Transcribe everything in the data word for word. Pictures are left out.

------------------------------

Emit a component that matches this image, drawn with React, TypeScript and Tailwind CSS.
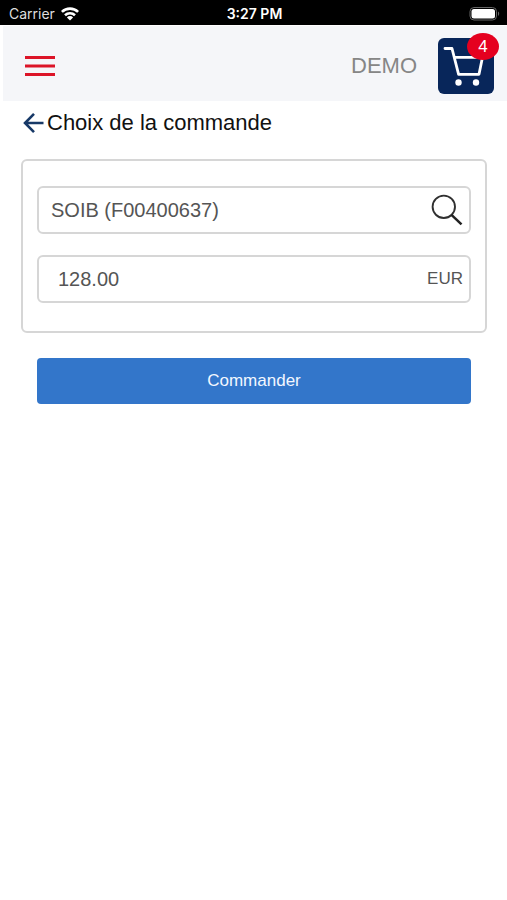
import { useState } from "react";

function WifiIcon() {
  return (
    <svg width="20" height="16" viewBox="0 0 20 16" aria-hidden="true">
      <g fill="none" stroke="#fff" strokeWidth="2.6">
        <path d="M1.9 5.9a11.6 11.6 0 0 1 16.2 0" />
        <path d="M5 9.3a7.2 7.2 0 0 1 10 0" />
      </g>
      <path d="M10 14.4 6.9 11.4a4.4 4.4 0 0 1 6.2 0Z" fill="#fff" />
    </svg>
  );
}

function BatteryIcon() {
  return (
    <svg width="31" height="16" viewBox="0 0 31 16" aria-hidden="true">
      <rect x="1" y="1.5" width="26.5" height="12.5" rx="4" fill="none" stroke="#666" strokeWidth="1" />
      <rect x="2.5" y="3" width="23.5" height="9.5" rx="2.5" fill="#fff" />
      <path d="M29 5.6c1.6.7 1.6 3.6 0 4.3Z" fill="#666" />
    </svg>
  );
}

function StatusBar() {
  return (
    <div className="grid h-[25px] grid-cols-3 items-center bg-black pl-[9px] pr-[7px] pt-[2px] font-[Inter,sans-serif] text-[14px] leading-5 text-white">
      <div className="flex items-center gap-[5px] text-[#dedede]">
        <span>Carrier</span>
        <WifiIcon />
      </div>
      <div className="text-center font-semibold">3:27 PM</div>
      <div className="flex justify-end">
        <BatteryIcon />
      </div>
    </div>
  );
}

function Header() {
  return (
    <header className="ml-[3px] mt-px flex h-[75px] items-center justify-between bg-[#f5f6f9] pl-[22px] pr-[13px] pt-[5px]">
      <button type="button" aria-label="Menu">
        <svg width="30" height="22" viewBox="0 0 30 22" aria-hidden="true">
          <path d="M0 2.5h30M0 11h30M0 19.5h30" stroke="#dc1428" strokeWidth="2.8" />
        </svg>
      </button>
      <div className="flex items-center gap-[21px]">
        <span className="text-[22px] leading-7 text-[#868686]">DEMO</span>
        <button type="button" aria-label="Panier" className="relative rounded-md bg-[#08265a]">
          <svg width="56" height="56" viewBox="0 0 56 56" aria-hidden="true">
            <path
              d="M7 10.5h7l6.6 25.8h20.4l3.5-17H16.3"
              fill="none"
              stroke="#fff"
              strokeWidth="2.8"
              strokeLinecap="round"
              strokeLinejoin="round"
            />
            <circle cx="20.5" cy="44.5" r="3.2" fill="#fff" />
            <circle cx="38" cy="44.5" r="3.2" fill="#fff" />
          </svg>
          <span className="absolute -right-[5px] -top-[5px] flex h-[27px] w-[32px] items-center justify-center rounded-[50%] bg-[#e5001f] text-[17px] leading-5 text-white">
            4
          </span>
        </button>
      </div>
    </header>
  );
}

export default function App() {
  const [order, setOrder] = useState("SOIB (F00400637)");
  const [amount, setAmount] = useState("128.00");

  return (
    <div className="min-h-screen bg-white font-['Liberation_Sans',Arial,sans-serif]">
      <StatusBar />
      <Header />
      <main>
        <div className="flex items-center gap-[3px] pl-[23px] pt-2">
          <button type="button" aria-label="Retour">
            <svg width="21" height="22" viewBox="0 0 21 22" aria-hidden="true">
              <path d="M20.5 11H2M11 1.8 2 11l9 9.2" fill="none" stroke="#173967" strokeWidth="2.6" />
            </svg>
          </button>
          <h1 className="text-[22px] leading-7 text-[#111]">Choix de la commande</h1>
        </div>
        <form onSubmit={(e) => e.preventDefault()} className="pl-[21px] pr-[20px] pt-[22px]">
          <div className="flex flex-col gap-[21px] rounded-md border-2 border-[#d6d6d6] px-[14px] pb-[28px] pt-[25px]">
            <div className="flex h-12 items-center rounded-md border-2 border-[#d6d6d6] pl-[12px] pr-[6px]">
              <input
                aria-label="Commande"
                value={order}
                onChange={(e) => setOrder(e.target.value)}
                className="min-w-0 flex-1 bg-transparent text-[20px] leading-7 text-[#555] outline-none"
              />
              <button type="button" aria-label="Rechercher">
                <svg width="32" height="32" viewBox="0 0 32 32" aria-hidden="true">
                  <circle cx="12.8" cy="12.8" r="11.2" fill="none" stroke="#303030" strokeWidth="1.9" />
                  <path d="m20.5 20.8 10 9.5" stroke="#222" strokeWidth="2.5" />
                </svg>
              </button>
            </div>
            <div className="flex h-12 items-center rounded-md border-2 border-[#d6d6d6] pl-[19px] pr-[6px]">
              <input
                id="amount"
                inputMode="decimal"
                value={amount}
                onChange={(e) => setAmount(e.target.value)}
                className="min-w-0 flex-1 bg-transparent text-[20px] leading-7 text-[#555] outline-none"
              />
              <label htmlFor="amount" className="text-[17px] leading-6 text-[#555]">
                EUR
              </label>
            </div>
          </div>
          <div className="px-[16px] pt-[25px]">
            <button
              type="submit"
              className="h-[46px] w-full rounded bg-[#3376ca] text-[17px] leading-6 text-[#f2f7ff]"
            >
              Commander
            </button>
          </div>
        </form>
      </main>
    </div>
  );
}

------------------------------

RESPONSE TO THIS TASK:
Emit a component that matches this image, drawn with React, TypeScript and Tailwind CSS.
import { useState } from "react";

function WifiIcon() {
  return (
    <svg width="20" height="16" viewBox="0 0 20 16" aria-hidden="true">
      <g fill="none" stroke="#fff" strokeWidth="2.6">
        <path d="M1.9 5.9a11.6 11.6 0 0 1 16.2 0" />
        <path d="M5 9.3a7.2 7.2 0 0 1 10 0" />
      </g>
      <path d="M10 14.4 6.9 11.4a4.4 4.4 0 0 1 6.2 0Z" fill="#fff" />
    </svg>
  );
}

function BatteryIcon() {
  return (
    <svg width="31" height="16" viewBox="0 0 31 16" aria-hidden="true">
      <rect x="1" y="1.5" width="26.5" height="12.5" rx="4" fill="none" stroke="#666" strokeWidth="1" />
      <rect x="2.5" y="3" width="23.5" height="9.5" rx="2.5" fill="#fff" />
      <path d="M29 5.6c1.6.7 1.6 3.6 0 4.3Z" fill="#666" />
    </svg>
  );
}

function StatusBar() {
  return (
    <div className="grid h-[25px] grid-cols-3 items-center bg-black pl-[9px] pr-[7px] pt-[2px] font-[Inter,sans-serif] text-[14px] leading-5 text-white">
      <div className="flex items-center gap-[5px] text-[#dedede]">
        <span>Carrier</span>
        <WifiIcon />
      </div>
      <div className="text-center font-semibold">3:27 PM</div>
      <div className="flex justify-end">
        <BatteryIcon />
      </div>
    </div>
  );
}

function Header() {
  return (
    <header className="ml-[3px] mt-px flex h-[75px] items-center justify-between bg-[#f5f6f9] pl-[22px] pr-[13px] pt-[5px]">
      <button type="button" aria-label="Menu">
        <svg width="30" height="22" viewBox="0 0 30 22" aria-hidden="true">
          <path d="M0 2.5h30M0 11h30M0 19.5h30" stroke="#dc1428" strokeWidth="2.8" />
        </svg>
      </button>
      <div className="flex items-center gap-[21px]">
        <span className="text-[22px] leading-7 text-[#868686]">DEMO</span>
        <button type="button" aria-label="Panier" className="relative rounded-md bg-[#08265a]">
          <svg width="56" height="56" viewBox="0 0 56 56" aria-hidden="true">
            <path
              d="M7 10.5h7l6.6 25.8h20.4l3.5-17H16.3"
              fill="none"
              stroke="#fff"
              strokeWidth="2.8"
              strokeLinecap="round"
              strokeLinejoin="round"
            />
            <circle cx="20.5" cy="44.5" r="3.2" fill="#fff" />
            <circle cx="38" cy="44.5" r="3.2" fill="#fff" />
          </svg>
          <span className="absolute -right-[5px] -top-[5px] flex h-[27px] w-[32px] items-center justify-center rounded-[50%] bg-[#e5001f] text-[17px] leading-5 text-white">
            4
          </span>
        </button>
      </div>
    </header>
  );
}

export default function App() {
  const [order, setOrder] = useState("SOIB (F00400637)");
  const [amount, setAmount] = useState("128.00");

  return (
    <div className="min-h-screen bg-white font-['Liberation_Sans',Arial,sans-serif]">
      <StatusBar />
      <Header />
      <main>
        <div className="flex items-center gap-[3px] pl-[23px] pt-2">
          <button type="button" aria-label="Retour">
            <svg width="21" height="22" viewBox="0 0 21 22" aria-hidden="true">
              <path d="M20.5 11H2M11 1.8 2 11l9 9.2" fill="none" stroke="#173967" strokeWidth="2.6" />
            </svg>
          </button>
          <h1 className="text-[22px] leading-7 text-[#111]">Choix de la commande</h1>
        </div>
        <form onSubmit={(e) => e.preventDefault()} className="pl-[21px] pr-[20px] pt-[22px]">
          <div className="flex flex-col gap-[21px] rounded-md border-2 border-[#d6d6d6] px-[14px] pb-[28px] pt-[25px]">
            <div className="flex h-12 items-center rounded-md border-2 border-[#d6d6d6] pl-[12px] pr-[6px]">
              <input
                aria-label="Commande"
                value={order}
                onChange={(e) => setOrder(e.target.value)}
                className="min-w-0 flex-1 bg-transparent text-[20px] leading-7 text-[#555] outline-none"
              />
              <button type="button" aria-label="Rechercher">
                <svg width="32" height="32" viewBox="0 0 32 32" aria-hidden="true">
                  <circle cx="12.8" cy="12.8" r="11.2" fill="none" stroke="#303030" strokeWidth="1.9" />
                  <path d="m20.5 20.8 10 9.5" stroke="#222" strokeWidth="2.5" />
                </svg>
              </button>
            </div>
            <div className="flex h-12 items-center rounded-md border-2 border-[#d6d6d6] pl-[19px] pr-[6px]">
              <input
                id="amount"
                inputMode="decimal"
                value={amount}
                onChange={(e) => setAmount(e.target.value)}
                className="min-w-0 flex-1 bg-transparent text-[20px] leading-7 text-[#555] outline-none"
              />
              <label htmlFor="amount" className="text-[17px] leading-6 text-[#555]">
                EUR
              </label>
            </div>
          </div>
          <div className="px-[16px] pt-[25px]">
            <button
              type="submit"
              className="h-[46px] w-full rounded bg-[#3376ca] text-[17px] leading-6 text-[#f2f7ff]"
            >
              Commander
            </button>
          </div>
        </form>
      </main>
    </div>
  );
}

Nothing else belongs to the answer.